In 1954, Brown v. BoE of Topeka ruled that the separate but equal doctrine did not apply to education, but the ruling did not solve the issue that African American families faced in New Rochelle: gerrymandering. Gerrymandering is the process of changing district boundaries to enforce segregation and the suppression of black people. In New Rochelle, where a student could go to school was strictly determined by what neighborhood, and as such what school district, they lived in. The policy meant students could only attend the closest school in their neighborhood, and was used in tandem with redlining to keep African Americans in specific designated zones and create segregated schools. When black people were forced into a specific neighborhood through redlining and housing discrimination, they were also forced to attend a specific school that was most commonly underfunded and neglected by white supremacists on the school board.

This was the case of the Lincoln school, which was terribly lacking in resources and even falling apart compared to white schools. Since 1930, the New Rochelle Board of Education used gerrymandering to ensure that any white students living in the Lincoln school district could be moved to a different school district to attend a white school, and in 1949, they forbade any student from transferring out of the Lincoln school. White students could attend any school they wanted, but black students were forced to attend Lincoln and Lincoln only. All of this kept African American students in the Lincoln neighborhood trapped in a poorly-run school that could not offer an equal education. They were unable to seek better educational opportunities elsewhere, ensuring they were always oppressed. It was also a way of working around Brown. BoE of Topeka, because the schools were not technically legally segregated; the policy simply said that students must attend the school in their neighborhood, and housing discrimination prevented black students and white students from living in the same place.
How did people respond?
In 1960, the New Rochelle Board of Education proposed a referendum (public vote) on whether or not the Lincoln school should be rebuilt. Lincoln parents voted overwhelmingly against the rebuilding of their school, hoping that without it their children would be allowed to attend other, much more well funded schools nearby. They argued rebuilding the school would enforce segregation and rob their children of important educational opportunities. They also brought action before the New York Commissioner of Education to prevent the Board from rebuilding Lincoln, but despite all of this the Commissioner ruled against them and the Board of Education planned to proceed.

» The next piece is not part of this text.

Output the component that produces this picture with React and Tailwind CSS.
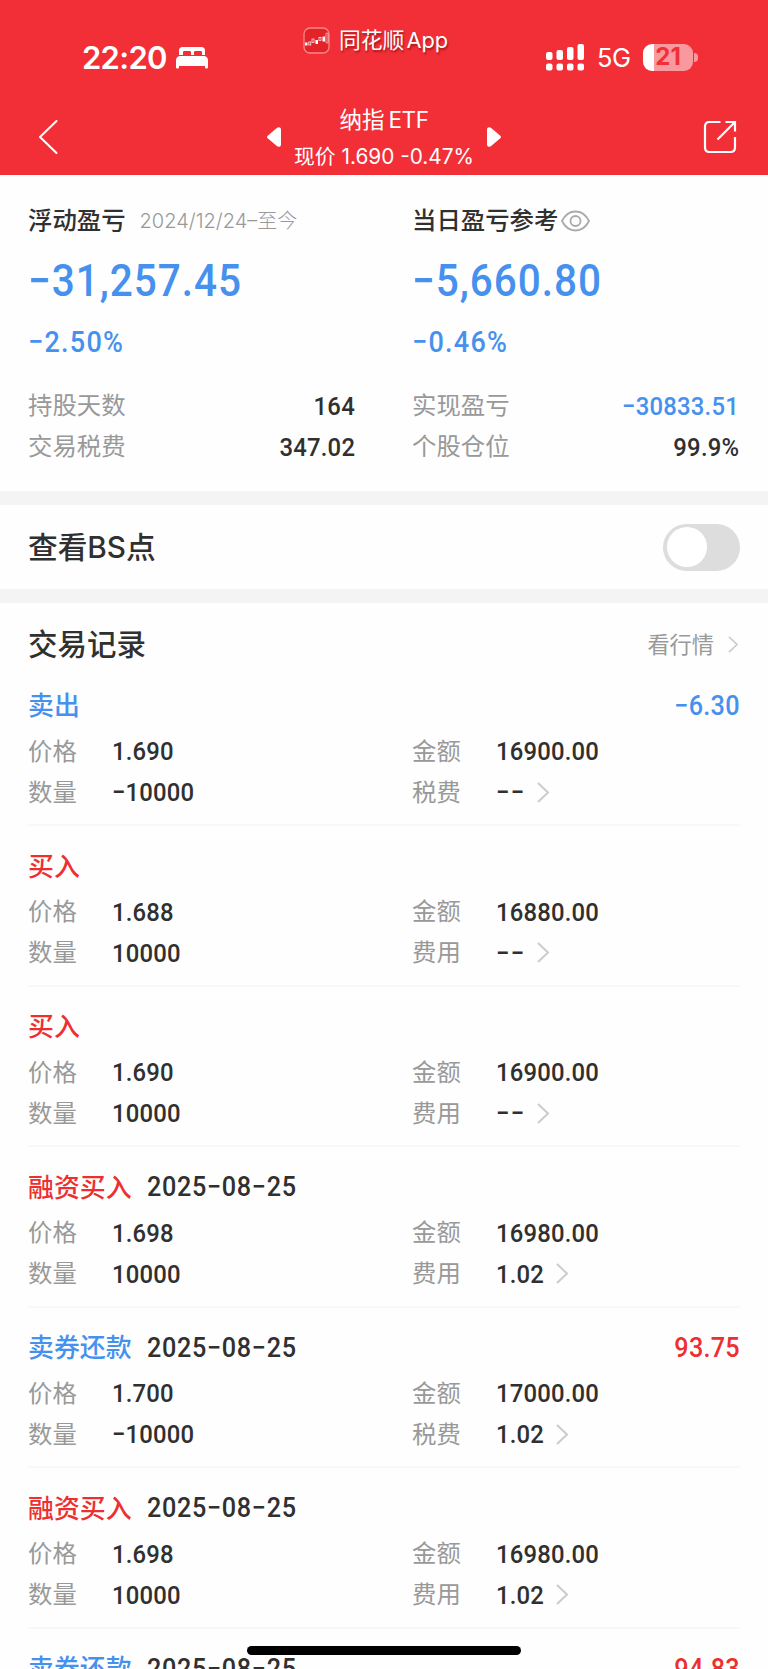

Attorney Paul Zuber and families meet the press
Several Lincoln parents decided to sue the Board of Education, and on October 21, 1960, prominent civil rights lawyer Paul Zuber filed a complaint against the school district on behalf of the Lincoln parents and students. He gathered and presented an enormous amount of evidence, such as test scores that showed that Lincoln students had proportionally lower comprehension skills than white students in other schools, that proved how the School Board’s policies unfairly discriminated against African Americans and violated the Fourteenth Amendment of the Constitution. On January 24, 1961, after a long legal battle, Judge Irving R. Kaufman Jr. ultimately ruled in favor of the Lincoln parents in the Taylor v. New Rochelle Board of Education case. He decreed that the New Rochelle Board of Education’s actions had intended to establish Lincoln as a segregated school through gerrymandering and the transfers of white students, and that they did not fund all schools equally in order to purposefully make Lincoln worse. The Lincoln school was scheduled to be demolished, and all African American students in the district were allowed immediately to enroll in any other New Rochelle public school. The Board tried to appeal the decision several times, but the Supreme Court refused to hear the case, and desegregation continued.

It is worth noting the downsides to this success, the sacrifices that had to be made; with the school gone, many Lincoln businesses closed and many families moved away, in some aspects damaging the community. Some African American parents did not want the school to close because it meant the loss of friends for their children, the splitting apart of the community that had been there. It is important to consider this side of the case as well, but the destruction of the Lincoln school was overall a sacrifice worth making, because it paved the way for equality, racial justice, and the New Rochelle we know today.
Why is this significant to New Rochelle today?
This marked the end to New Rochelle’s neighborhood-based enrollment system, which was used to enforce segregation and worsen the educational opportunities for African American children. It was an important victory in the fight for civil rights, and set the precedent for other white supremacist loopholes to be dismantled. Taylor v. New Rochelle Board of Education also began the process of integrating all New Rochelle public schools, although black students continued to face conflict from the previously all-white schools they were trying to enroll in. They endured death threats, aggressive mobs, and harassment for every step of the integration process. The story of the Lincoln school is an incredibly important part of the history of racial justice in New Rochelle, as it was a lesser-known but highly influential victory for the civil rights movement that occurred in the same local neighborhoods we live in today, and it likely affected many of us as students without us even knowing. It should serve both to remind us that injustice happens everywhere, that no one is removed from it and thus no one can ignore it – it affects all of us, so all of us have to help – and to inspire us to continue the fight, because victory is possible. When learning about our country’s history of racial injustice, it is very easy to lose hope or to isolate oneself from the many acts of hate; to assume things like that didn’t happen where we live and don’t really affect us. But the reality is that such stories of hate and injustice happened and continue to happen everywhere, which is why the story of the Lincoln school district is such an important victory to us as citizens of New Rochelle. It is something we have to continue to teach new generations so that we do not lose hope and do not lose sight of how connected we all are; we must learn about the past, both its injustices and its triumphs, in order to make a better future.